_REQUIREMENT_
Retype the whole listing verbatim and keep the pictures out of it.

• • •

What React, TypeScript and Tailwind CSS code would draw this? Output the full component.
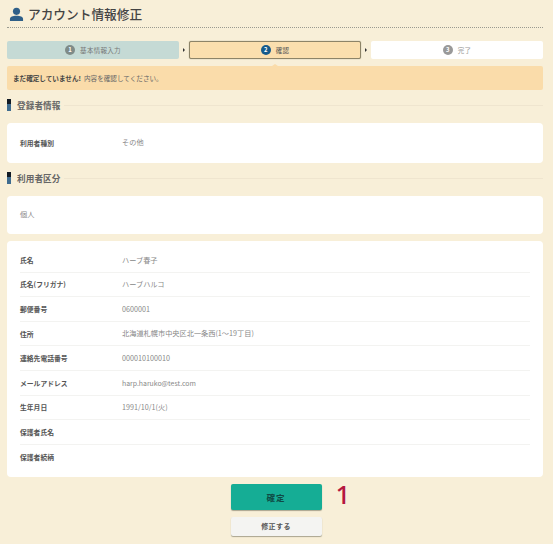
const font = { fontFamily: '"Noto Sans CJK JP", "Noto Sans", sans-serif' };

function Step({ n, label, cls, numCls, textCls }: { n: number; label: string; cls: string; numCls: string; textCls: string }) {
  return (
    <div className={`w-[172px] shrink-0 h-[18px] rounded-[2px] flex items-center justify-center gap-[5px] ${cls}`}>
      <span className={`w-[10px] h-[10px] rounded-full flex items-center justify-center text-white text-[6px] font-bold leading-none ${numCls}`}>{n}</span>
      <span className={`text-[6.5px] leading-none tracking-[0.3px] ${textCls}`}>{label}</span>
    </div>
  );
}

function Arrow() {
  return (
    <div className="w-[10px] flex items-center justify-center">
      <div className="w-0 h-0 border-y-[2px] border-y-transparent border-l-[2px] border-l-[#333]" />
    </div>
  );
}

function Section({ title, cls }: { title: string; cls: string }) {
  return (
    <div className={`flex items-center ${cls}`}>
      <div className="w-[4px] h-[12px] bg-gradient-to-b from-[#111a24] from-40% to-[#3f6c8f] to-45% mr-[6px]" />
      <span className="text-[8.6px] leading-none font-bold text-[#666] tracking-[0.1px]">{title}</span>
      <div className="flex-1 h-px bg-[#efe5cf] ml-[4px]" />
    </div>
  );
}

const rows: [string, string, string][] = [
  ['氏名', 'ハーブ春子', 'text-[7.2px]'],
  ['氏名(フリガナ)', 'ハーブハルコ', 'text-[7.2px]'],
  ['郵便番号', '0600001', 'text-[7.2px]'],
  ['住所', '北海道札幌市中央区北一条西(1～19丁目)', 'text-[7.2px]'],
  ['連絡先電話番号', '000010100010', 'text-[7.2px]'],
  ['メールアドレス', 'harp.haruko@test.com', 'text-[6.9px]'],
  ['生年月日', '1991/10/1(火)', 'text-[7.2px]'],
  ['保護者氏名', '', 'text-[7.2px]'],
  ['保護者続柄', '', 'text-[7.2px]'],
];

export default function App() {
  return (
    <div className="w-[553px] h-[544px] bg-[#f8efd8] overflow-hidden px-[7px] pr-[10px]" style={font}>
      <div className="h-[28px] flex items-center border-b border-dotted border-[#9a9a90] pt-[2px]">
        <svg viewBox="0 0 16 16" className="w-[15px] h-[15px] ml-[2px] mr-[4px] shrink-0">
          <circle cx="8" cy="4.6" r="3.8" fill="#2f5f88" />
          <path d="M1 15v-2.2C1 10.6 4 9.4 8 9.4s7 1.2 7 3.4V15z" fill="#2f5f88" />
        </svg>
        <span className="text-[12.7px] leading-none font-medium text-[#444]">アカウント情報修正</span>
      </div>
      <div className="flex mt-[13px]">
        <Step n={1} label="基本情報入力" cls="bg-[#c5dad5]" numCls="bg-[#7f8b88]" textCls="text-[#777]" />
        <Arrow />
        <Step n={2} label="確認" cls="bg-[#fbdfae] border border-[#8d8468] shadow-[0_0_1px_#8d8468]" numCls="bg-[#145a8c]" textCls="text-[#555]" />
        <Arrow />
        <Step n={3} label="完了" cls="bg-white" numCls="bg-[#999]" textCls="text-[#999]" />
      </div>
      <div className="relative mt-[7px] h-[24px] bg-[#fadcaa] rounded-[2px] flex items-center pl-[6px] text-[6.6px] leading-none text-[#666]">
        <div className="absolute -top-[2px] left-[265px] w-0 h-0 border-x-[3px] border-x-transparent border-b-[2px] border-b-[#fadcaa]" />
        <span className="font-bold text-[#444] mr-[3px]">まだ確定していません!</span>
        <span>内容を確認してください。</span>
      </div>
      <Section title="登録者情報" cls="mt-[9px]" />
      <div className="mt-[12px] h-[40px] bg-white rounded-[4px] flex items-center pl-[13px]">
        <span className="w-[102px] text-[6.8px] leading-none text-[#555] font-bold">利用者種別</span>
        <span className="text-[7.2px] leading-none text-[#888]">その他</span>
      </div>
      <Section title="利用者区分" cls="mt-[9px]" />
      <div className="mt-[12px] h-[38px] bg-white rounded-[4px] flex items-center pl-[13px]">
        <span className="text-[7.2px] leading-none text-[#888]">個人</span>
      </div>
      <div className="mt-[7px] h-[236px] bg-white rounded-[4px] px-[13px] pt-[7px]">
        {rows.map(([k, v, size], i) => (
          <div key={k} className={`h-[24.6px] pt-px flex items-center ${i < rows.length - 1 ? 'border-b border-[#f3f3f1]' : ''}`}>
            <span className="w-[102px] text-[6.8px] leading-none text-[#555] font-bold">{k}</span>
            <span className={`${size} leading-none text-[#888]`}>{v}</span>
          </div>
        ))}
      </div>
      <div className="relative w-[91px] mx-auto mt-[7px] translate-x-[1px]">
        <div className="h-[26px] bg-[#15ad95] rounded-[2px] shadow-[0_1px_1px_#a9a48f] flex items-center justify-center text-[8.5px] leading-none font-bold text-[#0f4a44] tracking-[1px]">確定</div>
        <div className="absolute left-[105px] top-[-7px] text-[26px] leading-[34px] font-medium text-[#b5173f]" style={{ fontFamily: '"Noto Sans", sans-serif' }}>1</div>
        <div className="mt-[7px] h-[19px] bg-[#f4f4f2] rounded-[2px] shadow-[0_1px_1px_#a9a48f] flex items-center justify-center text-[7px] leading-none text-[#555] font-bold tracking-[0.4px]">修正する</div>
      </div>
    </div>
  );
}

• • •

_RIGHT ANSWER_
What React, TypeScript and Tailwind CSS code would draw this? Output the full component.
const font = { fontFamily: '"Noto Sans CJK JP", "Noto Sans", sans-serif' };

function Step({ n, label, cls, numCls, textCls }: { n: number; label: string; cls: string; numCls: string; textCls: string }) {
  return (
    <div className={`w-[172px] shrink-0 h-[18px] rounded-[2px] flex items-center justify-center gap-[5px] ${cls}`}>
      <span className={`w-[10px] h-[10px] rounded-full flex items-center justify-center text-white text-[6px] font-bold leading-none ${numCls}`}>{n}</span>
      <span className={`text-[6.5px] leading-none tracking-[0.3px] ${textCls}`}>{label}</span>
    </div>
  );
}

function Arrow() {
  return (
    <div className="w-[10px] flex items-center justify-center">
      <div className="w-0 h-0 border-y-[2px] border-y-transparent border-l-[2px] border-l-[#333]" />
    </div>
  );
}

function Section({ title, cls }: { title: string; cls: string }) {
  return (
    <div className={`flex items-center ${cls}`}>
      <div className="w-[4px] h-[12px] bg-gradient-to-b from-[#111a24] from-40% to-[#3f6c8f] to-45% mr-[6px]" />
      <span className="text-[8.6px] leading-none font-bold text-[#666] tracking-[0.1px]">{title}</span>
      <div className="flex-1 h-px bg-[#efe5cf] ml-[4px]" />
    </div>
  );
}

const rows: [string, string, string][] = [
  ['氏名', 'ハーブ春子', 'text-[7.2px]'],
  ['氏名(フリガナ)', 'ハーブハルコ', 'text-[7.2px]'],
  ['郵便番号', '0600001', 'text-[7.2px]'],
  ['住所', '北海道札幌市中央区北一条西(1～19丁目)', 'text-[7.2px]'],
  ['連絡先電話番号', '000010100010', 'text-[7.2px]'],
  ['メールアドレス', 'harp.haruko@test.com', 'text-[6.9px]'],
  ['生年月日', '1991/10/1(火)', 'text-[7.2px]'],
  ['保護者氏名', '', 'text-[7.2px]'],
  ['保護者続柄', '', 'text-[7.2px]'],
];

export default function App() {
  return (
    <div className="w-[553px] h-[544px] bg-[#f8efd8] overflow-hidden px-[7px] pr-[10px]" style={font}>
      <div className="h-[28px] flex items-center border-b border-dotted border-[#9a9a90] pt-[2px]">
        <svg viewBox="0 0 16 16" className="w-[15px] h-[15px] ml-[2px] mr-[4px] shrink-0">
          <circle cx="8" cy="4.6" r="3.8" fill="#2f5f88" />
          <path d="M1 15v-2.2C1 10.6 4 9.4 8 9.4s7 1.2 7 3.4V15z" fill="#2f5f88" />
        </svg>
        <span className="text-[12.7px] leading-none font-medium text-[#444]">アカウント情報修正</span>
      </div>
      <div className="flex mt-[13px]">
        <Step n={1} label="基本情報入力" cls="bg-[#c5dad5]" numCls="bg-[#7f8b88]" textCls="text-[#777]" />
        <Arrow />
        <Step n={2} label="確認" cls="bg-[#fbdfae] border border-[#8d8468] shadow-[0_0_1px_#8d8468]" numCls="bg-[#145a8c]" textCls="text-[#555]" />
        <Arrow />
        <Step n={3} label="完了" cls="bg-white" numCls="bg-[#999]" textCls="text-[#999]" />
      </div>
      <div className="relative mt-[7px] h-[24px] bg-[#fadcaa] rounded-[2px] flex items-center pl-[6px] text-[6.6px] leading-none text-[#666]">
        <div className="absolute -top-[2px] left-[265px] w-0 h-0 border-x-[3px] border-x-transparent border-b-[2px] border-b-[#fadcaa]" />
        <span className="font-bold text-[#444] mr-[3px]">まだ確定していません!</span>
        <span>内容を確認してください。</span>
      </div>
      <Section title="登録者情報" cls="mt-[9px]" />
      <div className="mt-[12px] h-[40px] bg-white rounded-[4px] flex items-center pl-[13px]">
        <span className="w-[102px] text-[6.8px] leading-none text-[#555] font-bold">利用者種別</span>
        <span className="text-[7.2px] leading-none text-[#888]">その他</span>
      </div>
      <Section title="利用者区分" cls="mt-[9px]" />
      <div className="mt-[12px] h-[38px] bg-white rounded-[4px] flex items-center pl-[13px]">
        <span className="text-[7.2px] leading-none text-[#888]">個人</span>
      </div>
      <div className="mt-[7px] h-[236px] bg-white rounded-[4px] px-[13px] pt-[7px]">
        {rows.map(([k, v, size], i) => (
          <div key={k} className={`h-[24.6px] pt-px flex items-center ${i < rows.length - 1 ? 'border-b border-[#f3f3f1]' : ''}`}>
            <span className="w-[102px] text-[6.8px] leading-none text-[#555] font-bold">{k}</span>
            <span className={`${size} leading-none text-[#888]`}>{v}</span>
          </div>
        ))}
      </div>
      <div className="relative w-[91px] mx-auto mt-[7px] translate-x-[1px]">
        <div className="h-[26px] bg-[#15ad95] rounded-[2px] shadow-[0_1px_1px_#a9a48f] flex items-center justify-center text-[8.5px] leading-none font-bold text-[#0f4a44] tracking-[1px]">確定</div>
        <div className="absolute left-[105px] top-[-7px] text-[26px] leading-[34px] font-medium text-[#b5173f]" style={{ fontFamily: '"Noto Sans", sans-serif' }}>1</div>
        <div className="mt-[7px] h-[19px] bg-[#f4f4f2] rounded-[2px] shadow-[0_1px_1px_#a9a48f] flex items-center justify-center text-[7px] leading-none text-[#555] font-bold tracking-[0.4px]">修正する</div>
      </div>
    </div>
  );
}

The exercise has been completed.